At this level of debt, incremental borrowing becomes increasingly expensive and credit agencies could downgrade the company’s rating if profitability falls. Enviri could also be backed into a corner if the market turns unexpectedly – a situation we seek to avoid as investors in high-quality companies.
We hope Enviri can improve its balance sheet and remain cautious until it increases its profitability or pays down its debt.
12. Key Takeaways from Enviri’s Q3 Results
We struggled to find many positives in these results. Its full-year EBITDA guidance missed and its EBITDA fell short of Wall Street’s estimates. Overall, this quarter could have been better. The stock traded down 7.7% to $11.25 immediately after reporting.
13. Is Now The Time To Buy Enviri?
Updated: December 3, 2025 at 11:00 PM EST
We think that the latest earnings result is only one piece of the bigger puzzle. If you’re deciding whether to own Enviri, you should also grasp the company’s longer-term business quality and valuation.

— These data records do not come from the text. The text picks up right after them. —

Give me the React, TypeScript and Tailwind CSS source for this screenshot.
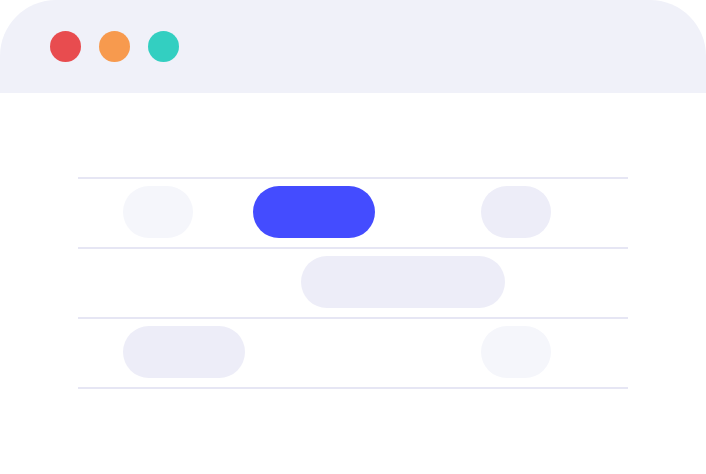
export default function App() {
  const pill = 'h-[52px] rounded-full shrink-0';

  return (
    <div className="w-[706px] h-[474px] bg-white overflow-hidden">
      {/* window bar */}
      <div className="h-[93px] bg-[#f0f1f9] rounded-t-[56px] flex items-center gap-[18px] pl-[50px] pb-[1px]">
        <span className="w-[31px] h-[31px] rounded-full bg-[#e84c4f]" />
        <span className="w-[31px] h-[31px] rounded-full bg-[#f79a4e]" />
        <span className="w-[31px] h-[31px] rounded-full bg-[#33cfc1]" />
      </div>

      {/* timeline rows */}
      <div className="mt-[84px] ml-[78px] w-[550px]">
        <div className="border-t-2 border-[#e6e6f4] pt-[7px] pb-[9px] flex">
          <div className={`${pill} ml-[45px] w-[70px] bg-[#f5f6fb]`} />
          <div className={`${pill} ml-[60px] w-[122px] bg-[#444cff]`} />
          <div className={`${pill} ml-[106px] w-[70px] bg-[#ededf8]`} />
        </div>
        <div className="border-t-2 border-[#e6e6f4] pt-[7px] pb-[9px] flex">
          <div className={`${pill} ml-[223px] w-[204px] bg-[#ededf8]`} />
        </div>
        <div className="border-t-2 border-[#e6e6f4] pt-[7px] pb-[9px] flex">
          <div className={`${pill} ml-[45px] w-[122px] bg-[#ededf8]`} />
          <div className={`${pill} ml-[236px] w-[70px] bg-[#f5f6fb]`} />
        </div>
        <div className="border-t-2 border-[#e6e6f4]" />
      </div>
    </div>
  );
}
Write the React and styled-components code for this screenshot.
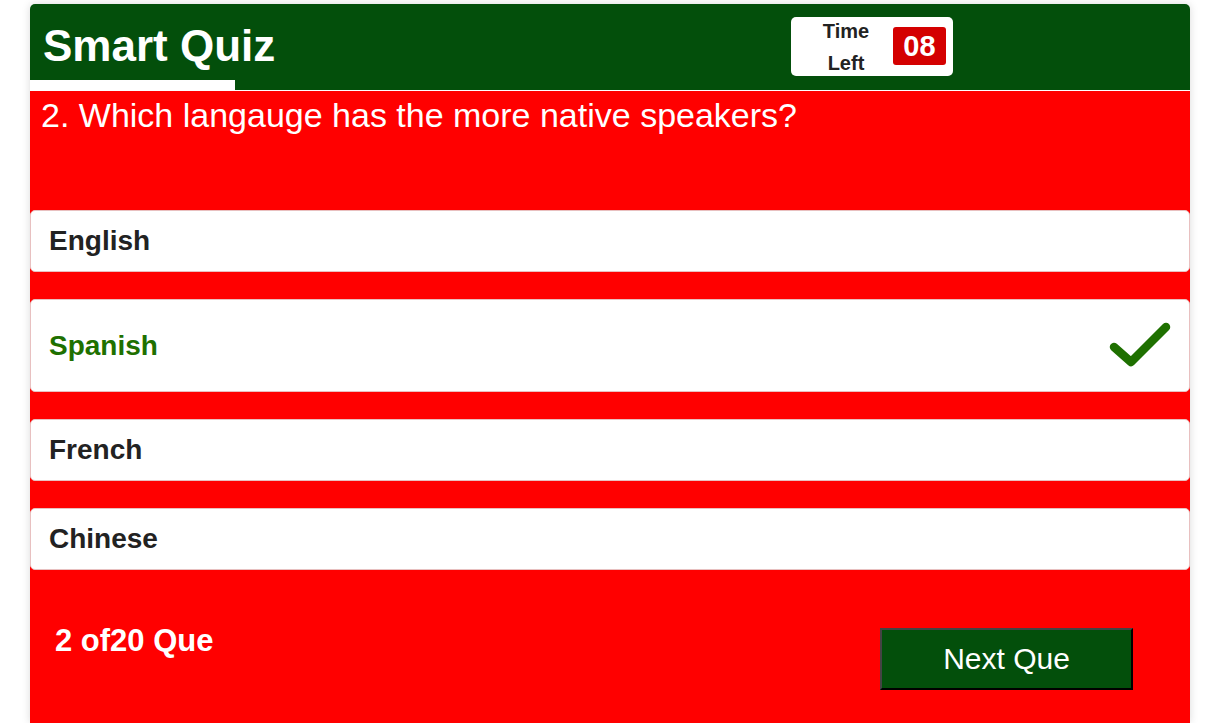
import React from "react";
import styled, { createGlobalStyle } from "styled-components";

const GlobalStyle = createGlobalStyle`
  html, body {
    margin: 0;
    padding: 0;
    overflow: hidden;
    background: #fff;
    font-family: "Liberation Sans", Arial, sans-serif;
  }
`;

const options = [
  { text: "English" },
  { text: "Spanish", correct: true },
  { text: "French" },
  { text: "Chinese" },
];

const CheckIcon = () => (
  <svg width="62" height="63" viewBox="0 0 62 63">
    <path
      d="M5 33 L22 48 L57 13"
      fill="none"
      stroke="#1e7000"
      strokeWidth="8.5"
      strokeLinecap="round"
      strokeLinejoin="round"
    />
  </svg>
);

const App = () => {
  return (
    <Page>
      <GlobalStyle />
      <Card>
        <Header>
          <HeaderRow>
            <Title>Smart Quiz</Title>
            <Timer>
              <TimerLabel>
                Time
                <br />
                Left
              </TimerLabel>
              <TimerCount>08</TimerCount>
            </Timer>
          </HeaderRow>
          <Progress />
        </Header>
        <Body>
          <Question>2. Which langauge has the more native speakers?</Question>
          <OptionList>
            {options.map((item) => (
              <Option key={item.text} $correct={item.correct}>
                <span>{item.text}</span>
                {item.correct && <CheckIcon />}
              </Option>
            ))}
          </OptionList>
          <Footer>
            <Count>2 of20 Que</Count>
            <NextButton>Next Que</NextButton>
          </Footer>
        </Body>
      </Card>
    </Page>
  );
};

const Page = styled.div`
  padding: 4px 19px 0 30px;
`;

const Card = styled.div`
  width: 1160px;
  background: #fff;
  border-radius: 5px 5px 0 0;
  box-shadow: 0 0 8px rgba(0, 0, 0, 0.15);
`;

const Header = styled.header`
  background: #034f0b;
  border-radius: 5px 5px 0 0;
  display: flex;
  flex-direction: column;
`;

const HeaderRow = styled.div`
  height: 76px;
  box-sizing: border-box;
  padding: 8px 237px 0 13px;
  display: flex;
  align-items: center;
  justify-content: space-between;
`;

const Title = styled.h1`
  margin: 0;
  color: #fff;
  font-size: 44px;
  font-weight: bold;
`;

const Timer = styled.div`
  width: 162px;
  height: 59px;
  box-sizing: border-box;
  background: #fff;
  border-radius: 5px;
  display: flex;
  align-items: center;
  padding: 0 7px 0 10px;
  gap: 2px;
`;

const TimerLabel = styled.div`
  width: 90px;
  padding-top: 2px;
  text-align: center;
  font-size: 20px;
  font-weight: bold;
  line-height: 32px;
  color: #222;
`;

const TimerCount = styled.div`
  width: 53px;
  height: 38px;
  background: #d40000;
  border-radius: 3px;
  color: #fff;
  font-size: 29px;
  font-weight: bold;
  display: flex;
  align-items: center;
  justify-content: center;
`;

const Progress = styled.div`
  width: 205px;
  height: 10px;
  background: #fff;
`;

const Body = styled.section`
  margin-top: 1px;
  background: #ff0000;
  display: flex;
  flex-direction: column;
`;

const Question = styled.h2`
  margin: 0;
  padding: 5px 11px 0;
  color: #fff;
  font-size: 34px;
  font-weight: normal;
  line-height: 39px;
`;

const OptionList = styled.div`
  margin-top: 75px;
  display: flex;
  flex-direction: column;
  gap: 27px;
`;

const Option = styled.div`
  background: #fff;
  border: 1px solid #e8c0c0;
  border-radius: 5px;
  padding: 14px 18px;
  display: flex;
  align-items: center;
  justify-content: space-between;
  font-size: 28px;
  font-weight: bold;
  line-height: 32px;
  color: ${({ $correct }) => ($correct ? "#1e7000" : "#222")};
  svg {
    display: block;
  }
`;

const Footer = styled.div`
  padding: 53px 57px 33px 25px;
  display: flex;
  align-items: flex-start;
  justify-content: space-between;
`;

const Count = styled.div`
  color: #fff;
  font-size: 31px;
  font-weight: bold;
`;

const NextButton = styled.button`
  margin-top: 5px;
  width: 253px;
  height: 62px;
  background: #034f0b;
  color: #fff;
  font-family: "Liberation Sans", Arial, sans-serif;
  font-size: 30px;
  border: 2px solid;
  border-color: #444 #000 #000 #444;
  cursor: pointer;
`;

export default App;
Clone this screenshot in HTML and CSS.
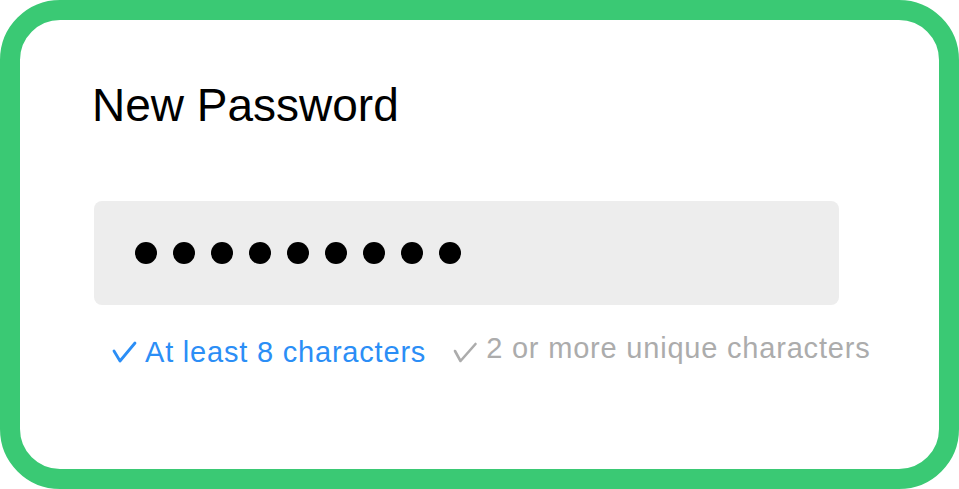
FILE: index.html
```html
<!DOCTYPE html>
<html>
<head>
<meta charset="utf-8">
<link rel="stylesheet" href="styles.css">
</head>
<body>
<div class="card">
  <h1 class="title">New Password</h1>
  <div class="field">
    <span class="dot"></span><span class="dot"></span><span class="dot"></span>
    <span class="dot"></span><span class="dot"></span><span class="dot"></span>
    <span class="dot"></span><span class="dot"></span><span class="dot"></span>
  </div>
  <div class="rules">
    <div class="rule ok">
      <svg class="check" width="22" height="30" viewBox="0 0 22 30"><polyline points="1,13 7,23 22,5" fill="none" stroke="currentColor" stroke-width="2.8" stroke-linecap="round" stroke-linejoin="round"/></svg>
      <span>At least 8 characters</span>
    </div>
    <div class="rule pending">
      <svg class="check" width="22" height="30" viewBox="0 0 22 30"><polyline points="1,17 6.5,27 21.5,10" fill="none" stroke="currentColor" stroke-width="2.6" stroke-linecap="round" stroke-linejoin="round"/></svg>
      <span>2 or more unique characters</span>
    </div>
  </div>
</div>
</body>
</html>
```
FILE: styles.css
```css
html, body {
  margin: 0;
  padding: 0;
  background: #ffffff;
}
body {
  width: 959px;
  height: 489px;
  font-family: "Liberation Sans", Arial, sans-serif;
}
.card {
  box-sizing: border-box;
  width: 959px;
  height: 489px;
  border: 20px solid #3ac974;
  border-radius: 60px;
  background: #ffffff;
  padding: 62px 0 0 72px;
}
.title {
  margin: 0;
  font-size: 46px;
  line-height: 46px;
  font-weight: 400;
  color: #000000;
}
.field {
  box-sizing: border-box;
  margin: 73px 0 0 2px;
  width: 745px;
  height: 104px;
  background: #ededed;
  border-radius: 8px;
  display: flex;
  align-items: center;
  gap: 16px;
  padding-left: 41px;
}
.dot {
  width: 22px;
  height: 22px;
  border-radius: 50%;
  background: #000000;
}
.rules {
  display: flex;
  align-items: flex-start;
  margin-top: 29px;
  padding-left: 21px;
  gap: 28px;
}
.rule {
  display: flex;
  align-items: flex-start;
  gap: 10px;
  font-size: 29px;
  line-height: 28px;
  letter-spacing: 0.8px;
}
.rule .check {
  display: block;
  flex: none;
  overflow: visible;
}
.rule.ok {
  color: #2b8ef6;
  margin-top: 4px;
}
.rule.pending {
  color: #acacac;
}
```
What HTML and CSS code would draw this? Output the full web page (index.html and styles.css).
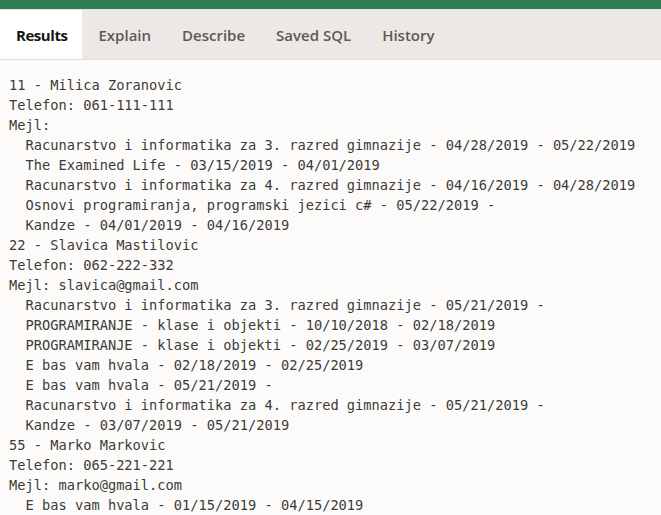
FILE: index.html
```html
<!DOCTYPE html>
<html>
<head>
<meta charset="utf-8">
<link rel="stylesheet" href="styles.css">
</head>
<body>
<div class="topbar"></div>
<nav class="tabs">
  <div class="tab active">Results</div>
  <div class="tab">Explain</div>
  <div class="tab">Describe</div>
  <div class="tab">Saved SQL</div>
  <div class="tab">History</div>
</nav>
<pre class="output">11 - Milica Zoranovic
Telefon: 061-111-111
Mejl: 
  Racunarstvo i informatika za 3. razred gimnazije - 04/28/2019 - 05/22/2019
  The Examined Life - 03/15/2019 - 04/01/2019
  Racunarstvo i informatika za 4. razred gimnazije - 04/16/2019 - 04/28/2019
  Osnovi programiranja, programski jezici c# - 05/22/2019 - 
  Kandze - 04/01/2019 - 04/16/2019
22 - Slavica Mastilovic
Telefon: 062-222-332
Mejl: slavica@gmail.com
  Racunarstvo i informatika za 3. razred gimnazije - 05/21/2019 - 
  PROGRAMIRANJE - klase i objekti - 10/10/2018 - 02/18/2019
  PROGRAMIRANJE - klase i objekti - 02/25/2019 - 03/07/2019
  E bas vam hvala - 02/18/2019 - 02/25/2019
  E bas vam hvala - 05/21/2019 - 
  Racunarstvo i informatika za 4. razred gimnazije - 05/21/2019 - 
  Kandze - 03/07/2019 - 05/21/2019
55 - Marko Markovic
Telefon: 065-221-221
Mejl: marko@gmail.com
  E bas vam hvala - 01/15/2019 - 04/15/2019
</pre>
</body>
</html>
```
FILE: styles.css
```css
html, body {
  margin: 0;
  padding: 0;
  background: #fcfbfa;
  overflow: hidden;
}
.topbar {
  height: 9px;
  background: #317d52;
  border-bottom: 1px solid #e6e2de;
}
.tabs {
  display: flex;
  height: 49px;
  background: #ece8e5;
  border-bottom: 1px solid #e2ded9;
  font-family: "Open Sans", "Noto Sans", sans-serif;
  font-weight: 600;
  font-size: 15px;
}
.tab {
  display: flex;
  align-items: center;
  padding: 0 15px 0 16px;
  color: #5f5955;
}
.tab.active {
  background: #ffffff;
  color: #161513;
  font-weight: 700;
  letter-spacing: -0.45px;
}
.output {
  margin: 0;
  padding: 15px 9px 0 9px;
  font-family: "DejaVu Sans Mono", monospace;
  font-size: 13.7px;
  line-height: 20px;
  color: #3d3b38;
  white-space: pre;
}
```
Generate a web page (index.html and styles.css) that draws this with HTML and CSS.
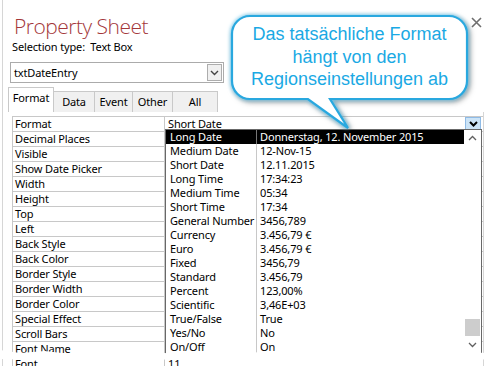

Enviri doesn’t pass our quality test. To begin with, its revenue growth was uninspiring over the last five years, and analysts expect its demand to deteriorate over the next 12 months. And while its rising cash profitability gives it more optionality, the downside is its relatively low ROIC suggests management has struggled to find compelling investment opportunities. On top of that, its projected EPS for the next year is lacking.
Enviri’s EV-to-EBITDA ratio based on the next 12 months is 5.2x. While this valuation is optically cheap, the potential downside is huge given its shaky fundamentals. There are more exciting stocks to buy at the moment.
Wall Street analysts have a consensus one-year price target of $19.17 on the company (compared to the current share price of $18.20).